-- START SUPPLIED MATERIAL --

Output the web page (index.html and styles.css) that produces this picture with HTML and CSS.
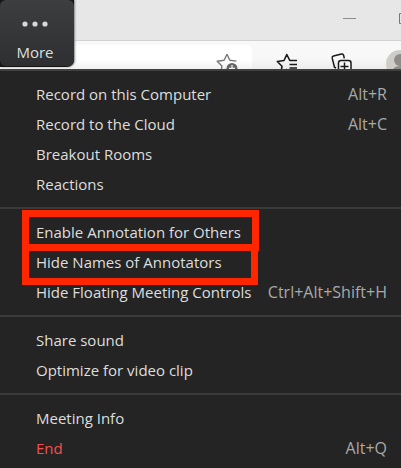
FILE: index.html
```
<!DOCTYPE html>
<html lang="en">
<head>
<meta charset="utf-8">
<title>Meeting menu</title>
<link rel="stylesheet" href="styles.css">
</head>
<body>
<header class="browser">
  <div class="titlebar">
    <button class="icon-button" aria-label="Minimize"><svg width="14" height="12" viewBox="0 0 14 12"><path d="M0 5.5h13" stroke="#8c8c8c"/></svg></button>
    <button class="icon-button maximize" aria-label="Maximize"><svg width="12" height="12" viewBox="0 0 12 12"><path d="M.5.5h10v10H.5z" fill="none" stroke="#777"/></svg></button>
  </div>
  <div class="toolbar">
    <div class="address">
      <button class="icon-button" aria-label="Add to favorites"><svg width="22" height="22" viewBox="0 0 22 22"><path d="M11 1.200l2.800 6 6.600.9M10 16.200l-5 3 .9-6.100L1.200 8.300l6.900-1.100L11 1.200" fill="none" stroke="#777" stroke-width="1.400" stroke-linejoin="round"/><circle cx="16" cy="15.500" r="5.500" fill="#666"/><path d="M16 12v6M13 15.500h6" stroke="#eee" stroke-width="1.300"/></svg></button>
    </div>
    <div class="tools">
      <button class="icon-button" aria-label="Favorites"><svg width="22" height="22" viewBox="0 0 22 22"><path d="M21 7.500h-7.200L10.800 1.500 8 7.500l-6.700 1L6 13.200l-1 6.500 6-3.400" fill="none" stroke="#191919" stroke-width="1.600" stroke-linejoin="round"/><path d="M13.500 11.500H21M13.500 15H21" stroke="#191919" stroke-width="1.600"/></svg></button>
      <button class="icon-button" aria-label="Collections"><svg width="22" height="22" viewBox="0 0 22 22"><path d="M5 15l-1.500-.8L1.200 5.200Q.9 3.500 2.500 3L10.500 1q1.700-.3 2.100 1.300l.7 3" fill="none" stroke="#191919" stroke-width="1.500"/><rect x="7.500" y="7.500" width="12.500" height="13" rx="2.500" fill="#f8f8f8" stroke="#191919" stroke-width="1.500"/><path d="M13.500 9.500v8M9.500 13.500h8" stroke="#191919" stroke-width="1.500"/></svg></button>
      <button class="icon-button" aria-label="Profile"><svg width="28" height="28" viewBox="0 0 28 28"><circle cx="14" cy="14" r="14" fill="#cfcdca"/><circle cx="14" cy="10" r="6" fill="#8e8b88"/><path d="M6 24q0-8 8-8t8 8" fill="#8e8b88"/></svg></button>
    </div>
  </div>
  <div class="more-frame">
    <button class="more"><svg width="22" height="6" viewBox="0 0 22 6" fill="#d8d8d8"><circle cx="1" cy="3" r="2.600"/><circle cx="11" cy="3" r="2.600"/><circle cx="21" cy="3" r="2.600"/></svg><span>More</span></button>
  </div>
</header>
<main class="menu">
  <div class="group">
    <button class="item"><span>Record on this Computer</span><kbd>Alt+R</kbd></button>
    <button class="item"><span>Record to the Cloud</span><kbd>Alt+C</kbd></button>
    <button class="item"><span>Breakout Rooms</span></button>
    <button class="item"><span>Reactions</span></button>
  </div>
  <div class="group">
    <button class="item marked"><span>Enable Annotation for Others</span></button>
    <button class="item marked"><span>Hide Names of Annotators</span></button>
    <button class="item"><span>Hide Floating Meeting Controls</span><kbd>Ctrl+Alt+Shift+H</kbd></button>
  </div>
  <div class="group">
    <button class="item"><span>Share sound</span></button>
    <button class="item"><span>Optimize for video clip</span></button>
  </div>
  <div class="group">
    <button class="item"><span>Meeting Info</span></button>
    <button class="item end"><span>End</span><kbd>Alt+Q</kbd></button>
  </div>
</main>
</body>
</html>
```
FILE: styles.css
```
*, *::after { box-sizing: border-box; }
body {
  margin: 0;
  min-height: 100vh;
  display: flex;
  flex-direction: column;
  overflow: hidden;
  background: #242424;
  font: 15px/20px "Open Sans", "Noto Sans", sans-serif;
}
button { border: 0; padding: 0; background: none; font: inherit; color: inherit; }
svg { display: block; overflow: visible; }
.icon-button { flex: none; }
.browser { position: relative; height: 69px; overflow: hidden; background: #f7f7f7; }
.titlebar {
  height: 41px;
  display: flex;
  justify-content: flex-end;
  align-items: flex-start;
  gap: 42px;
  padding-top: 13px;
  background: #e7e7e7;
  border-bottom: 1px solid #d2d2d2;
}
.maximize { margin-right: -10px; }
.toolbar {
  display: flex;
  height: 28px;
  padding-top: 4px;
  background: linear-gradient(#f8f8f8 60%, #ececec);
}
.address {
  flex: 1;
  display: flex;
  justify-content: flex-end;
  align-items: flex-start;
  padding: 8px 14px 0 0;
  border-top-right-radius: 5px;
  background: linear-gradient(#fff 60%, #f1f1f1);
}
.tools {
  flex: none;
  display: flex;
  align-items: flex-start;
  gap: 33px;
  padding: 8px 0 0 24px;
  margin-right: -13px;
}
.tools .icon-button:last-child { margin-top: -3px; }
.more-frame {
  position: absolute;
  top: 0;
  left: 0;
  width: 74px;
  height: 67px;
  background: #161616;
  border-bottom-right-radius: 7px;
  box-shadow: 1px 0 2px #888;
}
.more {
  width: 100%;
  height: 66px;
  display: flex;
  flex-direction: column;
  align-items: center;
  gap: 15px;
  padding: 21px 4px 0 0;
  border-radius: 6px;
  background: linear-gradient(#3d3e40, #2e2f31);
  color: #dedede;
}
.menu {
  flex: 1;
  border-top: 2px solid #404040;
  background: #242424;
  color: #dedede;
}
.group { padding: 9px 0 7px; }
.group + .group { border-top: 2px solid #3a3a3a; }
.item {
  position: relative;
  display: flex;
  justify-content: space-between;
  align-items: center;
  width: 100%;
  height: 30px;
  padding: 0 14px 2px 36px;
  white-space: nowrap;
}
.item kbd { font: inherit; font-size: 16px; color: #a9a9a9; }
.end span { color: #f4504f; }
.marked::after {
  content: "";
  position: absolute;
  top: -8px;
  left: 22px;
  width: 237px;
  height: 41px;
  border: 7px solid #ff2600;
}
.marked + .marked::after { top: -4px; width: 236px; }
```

-- END SUPPLIED MATERIAL --
-- START SUPPLIED MATERIAL --

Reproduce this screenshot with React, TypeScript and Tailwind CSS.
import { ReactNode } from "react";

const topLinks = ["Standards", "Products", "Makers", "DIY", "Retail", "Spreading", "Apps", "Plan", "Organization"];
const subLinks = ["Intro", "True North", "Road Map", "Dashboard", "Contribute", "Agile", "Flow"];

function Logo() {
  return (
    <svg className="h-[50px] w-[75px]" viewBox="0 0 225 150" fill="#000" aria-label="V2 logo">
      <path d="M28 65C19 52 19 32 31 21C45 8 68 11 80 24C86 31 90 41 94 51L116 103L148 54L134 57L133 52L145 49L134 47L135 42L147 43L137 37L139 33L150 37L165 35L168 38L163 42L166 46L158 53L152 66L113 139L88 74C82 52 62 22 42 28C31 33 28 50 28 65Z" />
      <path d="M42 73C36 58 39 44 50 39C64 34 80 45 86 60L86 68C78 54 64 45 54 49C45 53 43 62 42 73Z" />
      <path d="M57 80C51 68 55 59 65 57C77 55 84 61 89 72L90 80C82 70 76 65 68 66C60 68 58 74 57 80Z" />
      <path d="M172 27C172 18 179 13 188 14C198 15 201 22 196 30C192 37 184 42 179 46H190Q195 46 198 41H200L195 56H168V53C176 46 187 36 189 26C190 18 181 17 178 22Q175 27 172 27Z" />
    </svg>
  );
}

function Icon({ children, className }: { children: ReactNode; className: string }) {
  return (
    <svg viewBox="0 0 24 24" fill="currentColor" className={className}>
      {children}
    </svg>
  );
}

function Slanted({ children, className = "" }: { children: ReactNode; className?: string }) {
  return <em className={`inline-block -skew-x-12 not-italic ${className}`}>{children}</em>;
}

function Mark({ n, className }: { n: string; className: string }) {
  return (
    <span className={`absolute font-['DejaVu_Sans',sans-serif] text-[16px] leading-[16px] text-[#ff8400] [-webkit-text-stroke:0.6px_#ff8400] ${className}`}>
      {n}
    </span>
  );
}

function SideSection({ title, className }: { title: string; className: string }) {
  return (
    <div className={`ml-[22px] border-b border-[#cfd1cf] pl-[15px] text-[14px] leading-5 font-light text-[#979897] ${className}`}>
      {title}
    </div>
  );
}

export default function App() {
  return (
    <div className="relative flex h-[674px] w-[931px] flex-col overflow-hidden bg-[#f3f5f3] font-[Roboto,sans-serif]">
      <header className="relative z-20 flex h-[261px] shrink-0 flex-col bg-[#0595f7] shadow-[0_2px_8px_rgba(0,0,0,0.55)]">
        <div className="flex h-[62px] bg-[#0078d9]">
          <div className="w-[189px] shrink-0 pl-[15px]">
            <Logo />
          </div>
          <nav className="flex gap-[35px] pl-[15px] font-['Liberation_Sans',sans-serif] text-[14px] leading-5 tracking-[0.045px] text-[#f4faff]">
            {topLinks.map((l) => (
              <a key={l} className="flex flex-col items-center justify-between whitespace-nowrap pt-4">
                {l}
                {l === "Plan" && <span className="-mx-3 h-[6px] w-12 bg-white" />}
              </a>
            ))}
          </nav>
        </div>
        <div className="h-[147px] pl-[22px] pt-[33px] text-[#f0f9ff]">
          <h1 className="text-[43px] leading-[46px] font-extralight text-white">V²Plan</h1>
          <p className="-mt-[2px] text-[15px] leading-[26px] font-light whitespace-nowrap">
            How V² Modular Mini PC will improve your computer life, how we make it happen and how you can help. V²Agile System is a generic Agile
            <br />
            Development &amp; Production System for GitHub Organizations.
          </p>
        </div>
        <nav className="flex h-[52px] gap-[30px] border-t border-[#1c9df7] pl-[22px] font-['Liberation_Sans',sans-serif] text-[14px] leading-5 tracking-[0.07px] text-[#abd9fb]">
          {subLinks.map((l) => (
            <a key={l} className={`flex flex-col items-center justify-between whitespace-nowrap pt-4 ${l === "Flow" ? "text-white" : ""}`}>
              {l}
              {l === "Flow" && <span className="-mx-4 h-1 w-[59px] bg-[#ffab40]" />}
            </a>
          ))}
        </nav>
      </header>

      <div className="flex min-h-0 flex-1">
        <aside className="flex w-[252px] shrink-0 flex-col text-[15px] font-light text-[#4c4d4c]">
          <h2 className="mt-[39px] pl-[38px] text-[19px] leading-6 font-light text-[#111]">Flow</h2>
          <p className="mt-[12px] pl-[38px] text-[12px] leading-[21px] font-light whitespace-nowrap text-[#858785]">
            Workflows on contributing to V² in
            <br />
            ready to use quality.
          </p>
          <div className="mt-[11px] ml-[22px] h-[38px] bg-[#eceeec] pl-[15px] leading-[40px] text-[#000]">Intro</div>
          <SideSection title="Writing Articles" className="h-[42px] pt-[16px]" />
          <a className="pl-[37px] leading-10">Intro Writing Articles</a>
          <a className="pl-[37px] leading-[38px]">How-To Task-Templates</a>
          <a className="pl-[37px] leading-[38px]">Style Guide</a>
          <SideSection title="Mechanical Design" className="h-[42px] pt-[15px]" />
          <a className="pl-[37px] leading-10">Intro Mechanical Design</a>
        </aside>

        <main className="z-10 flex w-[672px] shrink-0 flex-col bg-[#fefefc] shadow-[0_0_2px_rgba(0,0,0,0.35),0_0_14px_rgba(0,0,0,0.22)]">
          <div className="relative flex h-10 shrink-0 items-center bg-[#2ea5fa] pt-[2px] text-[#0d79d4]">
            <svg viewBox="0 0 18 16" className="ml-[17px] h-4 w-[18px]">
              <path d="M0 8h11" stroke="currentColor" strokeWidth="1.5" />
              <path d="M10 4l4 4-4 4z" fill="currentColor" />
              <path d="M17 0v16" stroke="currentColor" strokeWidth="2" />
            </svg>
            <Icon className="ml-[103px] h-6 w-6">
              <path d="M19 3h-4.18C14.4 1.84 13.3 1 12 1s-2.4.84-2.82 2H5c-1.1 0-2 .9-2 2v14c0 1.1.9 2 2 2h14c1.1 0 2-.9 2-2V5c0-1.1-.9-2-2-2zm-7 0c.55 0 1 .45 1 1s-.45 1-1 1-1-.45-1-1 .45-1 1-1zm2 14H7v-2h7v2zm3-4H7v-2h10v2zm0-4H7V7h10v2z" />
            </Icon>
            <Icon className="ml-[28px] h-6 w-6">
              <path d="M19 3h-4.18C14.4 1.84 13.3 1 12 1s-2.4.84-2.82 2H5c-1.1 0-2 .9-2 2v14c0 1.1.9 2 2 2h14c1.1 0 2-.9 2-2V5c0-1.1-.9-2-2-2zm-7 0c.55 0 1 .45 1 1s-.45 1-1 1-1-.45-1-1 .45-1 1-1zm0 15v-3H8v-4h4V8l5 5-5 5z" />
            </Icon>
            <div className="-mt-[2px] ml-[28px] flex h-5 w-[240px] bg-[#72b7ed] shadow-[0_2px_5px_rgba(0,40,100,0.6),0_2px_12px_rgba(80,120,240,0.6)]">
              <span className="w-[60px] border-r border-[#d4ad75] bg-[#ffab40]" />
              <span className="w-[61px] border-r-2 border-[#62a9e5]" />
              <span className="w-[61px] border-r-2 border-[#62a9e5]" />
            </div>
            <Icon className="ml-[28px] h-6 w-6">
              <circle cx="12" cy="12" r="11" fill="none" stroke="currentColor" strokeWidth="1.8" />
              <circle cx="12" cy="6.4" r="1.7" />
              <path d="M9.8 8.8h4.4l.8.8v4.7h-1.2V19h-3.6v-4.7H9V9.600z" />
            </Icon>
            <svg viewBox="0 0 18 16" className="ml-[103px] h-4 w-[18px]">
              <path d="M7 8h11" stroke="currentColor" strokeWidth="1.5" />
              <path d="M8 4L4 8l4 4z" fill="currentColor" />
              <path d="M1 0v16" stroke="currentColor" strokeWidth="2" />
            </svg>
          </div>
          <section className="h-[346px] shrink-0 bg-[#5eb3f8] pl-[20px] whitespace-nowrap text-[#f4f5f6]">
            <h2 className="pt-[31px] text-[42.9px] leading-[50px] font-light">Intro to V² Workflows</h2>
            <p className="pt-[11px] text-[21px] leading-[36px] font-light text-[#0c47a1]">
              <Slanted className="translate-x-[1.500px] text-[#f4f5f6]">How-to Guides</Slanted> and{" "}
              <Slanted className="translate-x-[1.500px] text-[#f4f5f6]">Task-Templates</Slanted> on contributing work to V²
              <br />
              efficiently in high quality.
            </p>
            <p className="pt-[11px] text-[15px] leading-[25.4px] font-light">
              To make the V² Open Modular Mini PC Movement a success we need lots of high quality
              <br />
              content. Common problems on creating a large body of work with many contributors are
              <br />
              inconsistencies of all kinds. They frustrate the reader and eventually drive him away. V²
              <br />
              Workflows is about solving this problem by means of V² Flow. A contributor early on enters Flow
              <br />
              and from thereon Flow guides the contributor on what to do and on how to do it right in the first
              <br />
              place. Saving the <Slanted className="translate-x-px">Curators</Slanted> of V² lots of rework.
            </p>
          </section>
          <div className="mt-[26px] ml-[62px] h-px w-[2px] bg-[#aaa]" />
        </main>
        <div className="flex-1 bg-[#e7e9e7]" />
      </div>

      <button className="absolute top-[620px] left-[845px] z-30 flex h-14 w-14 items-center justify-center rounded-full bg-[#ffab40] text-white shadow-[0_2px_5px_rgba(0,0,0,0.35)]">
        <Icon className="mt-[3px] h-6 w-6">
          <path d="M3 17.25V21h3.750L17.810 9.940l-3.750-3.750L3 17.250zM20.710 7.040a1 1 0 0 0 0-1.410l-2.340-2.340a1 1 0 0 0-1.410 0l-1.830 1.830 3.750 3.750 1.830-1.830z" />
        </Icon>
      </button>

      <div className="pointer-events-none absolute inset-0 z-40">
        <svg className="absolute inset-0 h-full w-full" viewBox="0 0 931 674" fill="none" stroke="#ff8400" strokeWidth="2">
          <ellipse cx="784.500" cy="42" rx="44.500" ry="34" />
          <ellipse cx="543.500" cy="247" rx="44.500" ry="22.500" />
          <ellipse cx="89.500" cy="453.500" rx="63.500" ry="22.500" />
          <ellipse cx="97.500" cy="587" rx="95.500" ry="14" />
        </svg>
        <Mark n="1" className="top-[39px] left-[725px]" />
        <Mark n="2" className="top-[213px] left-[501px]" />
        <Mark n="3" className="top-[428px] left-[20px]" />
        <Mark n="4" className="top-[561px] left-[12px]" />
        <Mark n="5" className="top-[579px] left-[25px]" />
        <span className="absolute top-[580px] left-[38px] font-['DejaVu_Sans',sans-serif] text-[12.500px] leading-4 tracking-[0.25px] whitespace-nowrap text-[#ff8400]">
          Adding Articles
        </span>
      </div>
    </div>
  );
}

-- END SUPPLIED MATERIAL --
-- START SUPPLIED MATERIAL --

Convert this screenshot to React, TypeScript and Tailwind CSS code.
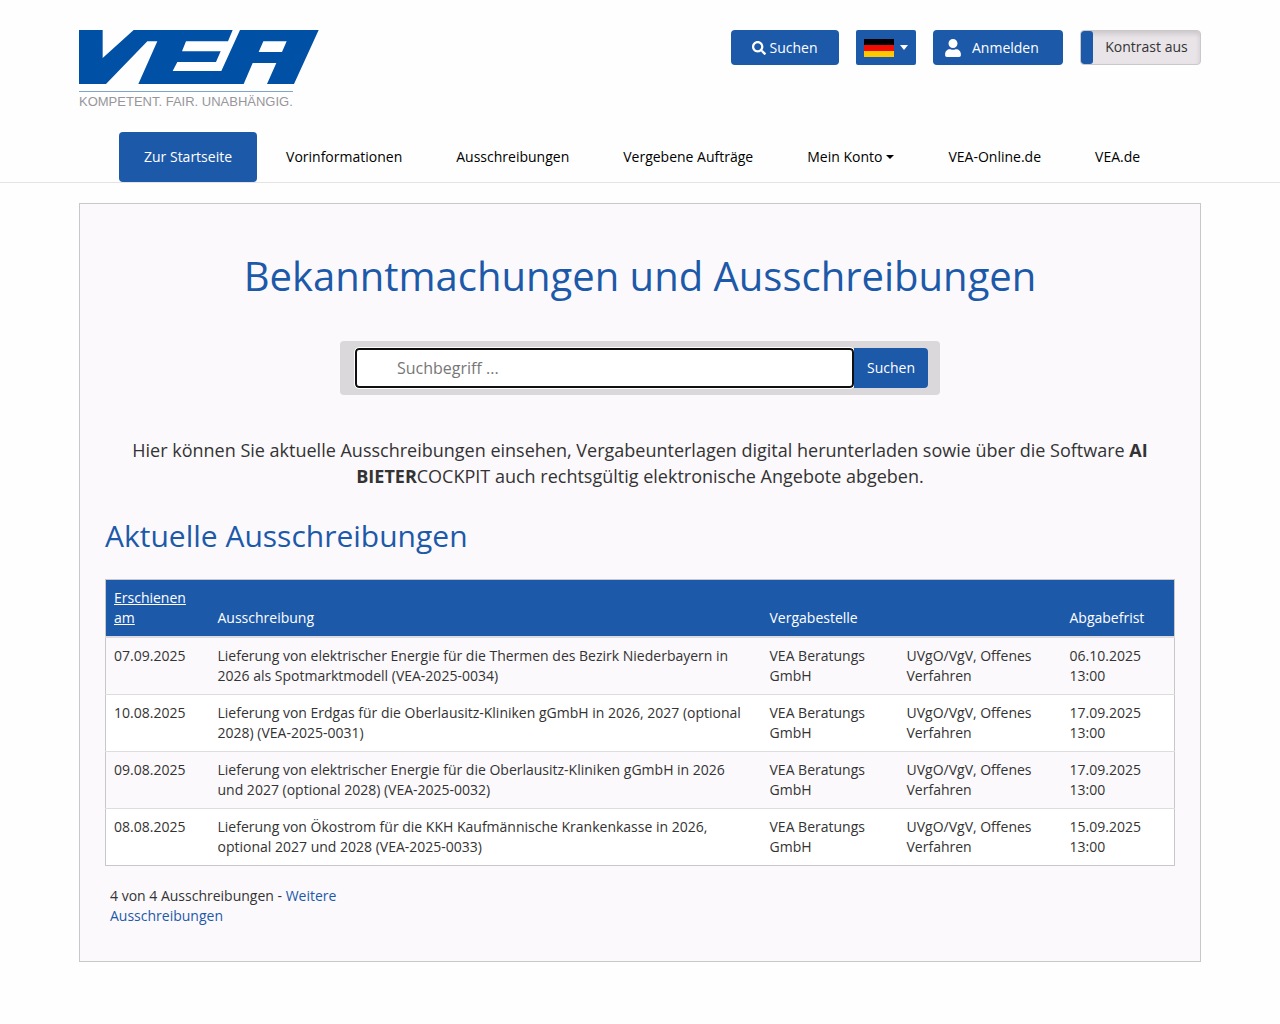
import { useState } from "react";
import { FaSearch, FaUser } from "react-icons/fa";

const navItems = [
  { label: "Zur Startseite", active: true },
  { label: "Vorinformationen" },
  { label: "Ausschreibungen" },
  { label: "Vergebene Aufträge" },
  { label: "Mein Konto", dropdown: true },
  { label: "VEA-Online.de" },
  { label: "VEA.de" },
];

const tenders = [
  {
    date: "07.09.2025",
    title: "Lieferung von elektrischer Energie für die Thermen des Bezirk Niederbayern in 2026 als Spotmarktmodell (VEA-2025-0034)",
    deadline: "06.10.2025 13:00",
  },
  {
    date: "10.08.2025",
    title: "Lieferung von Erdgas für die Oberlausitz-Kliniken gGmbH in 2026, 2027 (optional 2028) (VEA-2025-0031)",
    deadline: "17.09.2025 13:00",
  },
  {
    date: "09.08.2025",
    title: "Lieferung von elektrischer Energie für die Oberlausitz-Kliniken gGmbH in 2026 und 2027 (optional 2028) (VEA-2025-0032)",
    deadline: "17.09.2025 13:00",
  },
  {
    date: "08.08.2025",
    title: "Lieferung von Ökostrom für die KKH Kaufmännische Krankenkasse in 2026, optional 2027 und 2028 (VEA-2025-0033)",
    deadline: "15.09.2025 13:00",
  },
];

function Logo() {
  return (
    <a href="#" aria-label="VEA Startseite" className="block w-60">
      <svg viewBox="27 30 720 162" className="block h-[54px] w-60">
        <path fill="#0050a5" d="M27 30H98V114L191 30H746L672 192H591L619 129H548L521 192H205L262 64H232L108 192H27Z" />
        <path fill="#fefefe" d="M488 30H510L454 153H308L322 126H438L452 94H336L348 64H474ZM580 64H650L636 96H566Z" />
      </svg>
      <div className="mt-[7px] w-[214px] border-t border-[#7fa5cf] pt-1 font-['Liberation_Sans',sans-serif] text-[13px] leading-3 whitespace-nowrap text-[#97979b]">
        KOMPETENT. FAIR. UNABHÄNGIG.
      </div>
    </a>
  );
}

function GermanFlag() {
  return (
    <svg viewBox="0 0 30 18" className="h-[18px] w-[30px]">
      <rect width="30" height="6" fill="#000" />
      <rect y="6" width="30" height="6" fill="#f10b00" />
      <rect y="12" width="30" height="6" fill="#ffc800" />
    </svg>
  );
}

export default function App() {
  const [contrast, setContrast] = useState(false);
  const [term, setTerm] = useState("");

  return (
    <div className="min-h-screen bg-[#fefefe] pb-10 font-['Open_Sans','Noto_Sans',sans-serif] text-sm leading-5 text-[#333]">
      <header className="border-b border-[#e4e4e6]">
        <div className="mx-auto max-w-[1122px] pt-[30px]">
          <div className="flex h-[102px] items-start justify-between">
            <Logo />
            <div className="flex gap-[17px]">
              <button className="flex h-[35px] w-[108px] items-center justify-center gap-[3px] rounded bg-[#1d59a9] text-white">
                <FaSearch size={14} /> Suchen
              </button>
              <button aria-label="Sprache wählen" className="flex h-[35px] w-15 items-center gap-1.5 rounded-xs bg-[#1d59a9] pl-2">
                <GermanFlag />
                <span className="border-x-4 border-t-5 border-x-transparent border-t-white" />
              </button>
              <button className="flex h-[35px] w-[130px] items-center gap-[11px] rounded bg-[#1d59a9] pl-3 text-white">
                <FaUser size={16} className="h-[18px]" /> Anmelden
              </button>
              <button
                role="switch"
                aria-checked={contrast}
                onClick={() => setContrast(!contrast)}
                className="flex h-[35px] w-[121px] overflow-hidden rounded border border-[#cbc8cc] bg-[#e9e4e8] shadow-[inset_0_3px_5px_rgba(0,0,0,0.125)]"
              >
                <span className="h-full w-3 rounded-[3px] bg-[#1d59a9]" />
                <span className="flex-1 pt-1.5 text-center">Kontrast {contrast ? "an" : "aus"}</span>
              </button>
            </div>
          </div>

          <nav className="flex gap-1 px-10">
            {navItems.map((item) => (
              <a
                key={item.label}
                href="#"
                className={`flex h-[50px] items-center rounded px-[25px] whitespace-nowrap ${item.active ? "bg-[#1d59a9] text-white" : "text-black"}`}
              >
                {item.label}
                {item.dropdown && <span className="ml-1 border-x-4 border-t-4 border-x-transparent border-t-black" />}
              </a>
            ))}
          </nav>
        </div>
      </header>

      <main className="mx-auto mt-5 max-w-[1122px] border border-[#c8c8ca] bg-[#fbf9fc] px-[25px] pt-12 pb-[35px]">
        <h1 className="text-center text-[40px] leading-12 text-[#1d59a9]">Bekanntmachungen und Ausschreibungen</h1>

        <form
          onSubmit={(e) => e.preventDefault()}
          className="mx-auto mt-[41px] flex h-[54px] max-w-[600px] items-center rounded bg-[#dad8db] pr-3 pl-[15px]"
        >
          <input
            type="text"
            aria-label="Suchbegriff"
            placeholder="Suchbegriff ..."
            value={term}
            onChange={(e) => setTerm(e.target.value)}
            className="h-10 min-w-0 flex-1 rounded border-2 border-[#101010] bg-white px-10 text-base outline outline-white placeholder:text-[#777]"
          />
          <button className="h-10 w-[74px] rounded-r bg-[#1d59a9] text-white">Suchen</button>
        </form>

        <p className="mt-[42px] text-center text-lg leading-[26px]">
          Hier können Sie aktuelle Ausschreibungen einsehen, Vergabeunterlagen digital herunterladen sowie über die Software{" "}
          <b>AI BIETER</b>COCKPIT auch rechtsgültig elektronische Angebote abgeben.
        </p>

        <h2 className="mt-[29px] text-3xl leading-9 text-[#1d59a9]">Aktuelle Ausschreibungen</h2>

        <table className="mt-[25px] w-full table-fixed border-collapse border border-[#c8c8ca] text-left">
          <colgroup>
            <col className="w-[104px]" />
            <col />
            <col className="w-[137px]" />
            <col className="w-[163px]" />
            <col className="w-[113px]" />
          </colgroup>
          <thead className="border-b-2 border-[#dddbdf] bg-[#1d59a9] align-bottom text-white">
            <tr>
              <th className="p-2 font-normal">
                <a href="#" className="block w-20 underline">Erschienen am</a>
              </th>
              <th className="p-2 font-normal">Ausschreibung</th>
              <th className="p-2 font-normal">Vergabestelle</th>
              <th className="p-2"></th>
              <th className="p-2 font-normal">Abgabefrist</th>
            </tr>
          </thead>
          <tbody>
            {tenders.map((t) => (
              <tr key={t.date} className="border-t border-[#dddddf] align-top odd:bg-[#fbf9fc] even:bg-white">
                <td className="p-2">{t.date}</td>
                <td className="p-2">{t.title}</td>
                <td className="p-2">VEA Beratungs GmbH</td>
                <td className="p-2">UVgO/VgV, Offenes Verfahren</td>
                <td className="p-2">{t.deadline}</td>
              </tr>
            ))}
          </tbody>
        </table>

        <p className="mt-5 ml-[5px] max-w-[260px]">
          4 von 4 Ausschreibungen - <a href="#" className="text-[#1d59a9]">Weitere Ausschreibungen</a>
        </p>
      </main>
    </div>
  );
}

-- END SUPPLIED MATERIAL --

Gather each line of the records holding the string "index".

Output the web page (index.html and styles.css) that produces this picture with HTML and CSS.
FILE: index.html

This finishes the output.